▶ Instructions for the task
All the data should be repeated exactly. Any image in it is left out.
•••
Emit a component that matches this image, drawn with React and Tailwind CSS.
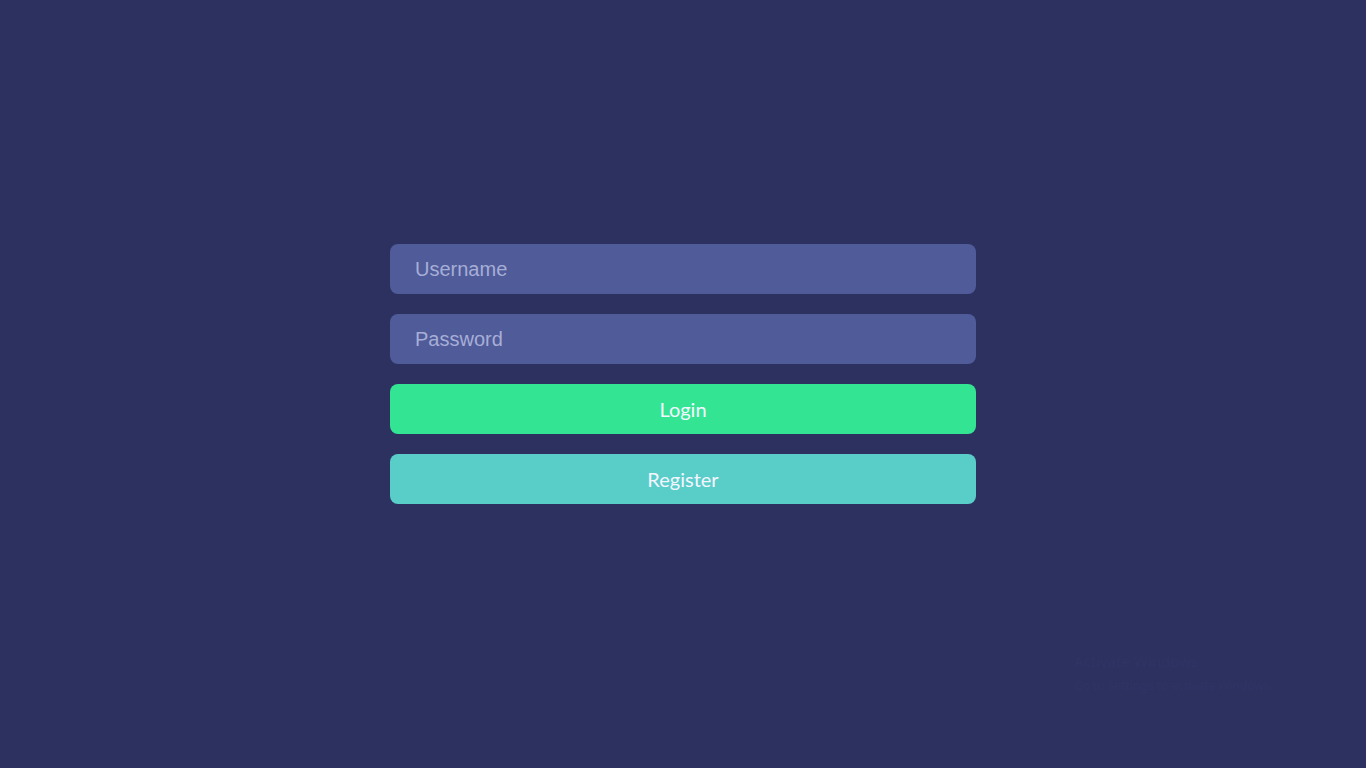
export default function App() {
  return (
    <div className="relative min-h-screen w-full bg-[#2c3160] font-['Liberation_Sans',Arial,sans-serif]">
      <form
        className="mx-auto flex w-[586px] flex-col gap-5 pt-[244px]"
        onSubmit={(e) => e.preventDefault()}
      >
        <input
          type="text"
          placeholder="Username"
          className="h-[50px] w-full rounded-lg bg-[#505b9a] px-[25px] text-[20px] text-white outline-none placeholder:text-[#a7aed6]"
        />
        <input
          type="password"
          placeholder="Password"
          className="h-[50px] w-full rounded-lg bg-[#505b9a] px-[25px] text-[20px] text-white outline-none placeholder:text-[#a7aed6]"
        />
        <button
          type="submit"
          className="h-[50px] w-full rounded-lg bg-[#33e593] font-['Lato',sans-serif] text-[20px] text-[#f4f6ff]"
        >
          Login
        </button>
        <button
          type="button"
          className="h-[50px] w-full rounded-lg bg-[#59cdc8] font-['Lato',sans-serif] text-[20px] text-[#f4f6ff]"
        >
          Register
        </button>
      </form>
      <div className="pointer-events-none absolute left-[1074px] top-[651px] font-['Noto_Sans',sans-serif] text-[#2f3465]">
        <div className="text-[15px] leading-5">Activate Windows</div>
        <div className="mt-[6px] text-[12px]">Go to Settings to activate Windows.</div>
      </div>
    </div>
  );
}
•••
▶ Answer to the task
Emit a component that matches this image, drawn with React and Tailwind CSS.
export default function App() {
  return (
    <div className="relative min-h-screen w-full bg-[#2c3160] font-['Liberation_Sans',Arial,sans-serif]">
      <form
        className="mx-auto flex w-[586px] flex-col gap-5 pt-[244px]"
        onSubmit={(e) => e.preventDefault()}
      >
        <input
          type="text"
          placeholder="Username"
          className="h-[50px] w-full rounded-lg bg-[#505b9a] px-[25px] text-[20px] text-white outline-none placeholder:text-[#a7aed6]"
        />
        <input
          type="password"
          placeholder="Password"
          className="h-[50px] w-full rounded-lg bg-[#505b9a] px-[25px] text-[20px] text-white outline-none placeholder:text-[#a7aed6]"
        />
        <button
          type="submit"
          className="h-[50px] w-full rounded-lg bg-[#33e593] font-['Lato',sans-serif] text-[20px] text-[#f4f6ff]"
        >
          Login
        </button>
        <button
          type="button"
          className="h-[50px] w-full rounded-lg bg-[#59cdc8] font-['Lato',sans-serif] text-[20px] text-[#f4f6ff]"
        >
          Register
        </button>
      </form>
      <div className="pointer-events-none absolute left-[1074px] top-[651px] font-['Noto_Sans',sans-serif] text-[#2f3465]">
        <div className="text-[15px] leading-5">Activate Windows</div>
        <div className="mt-[6px] text-[12px]">Go to Settings to activate Windows.</div>
      </div>
    </div>
  );
}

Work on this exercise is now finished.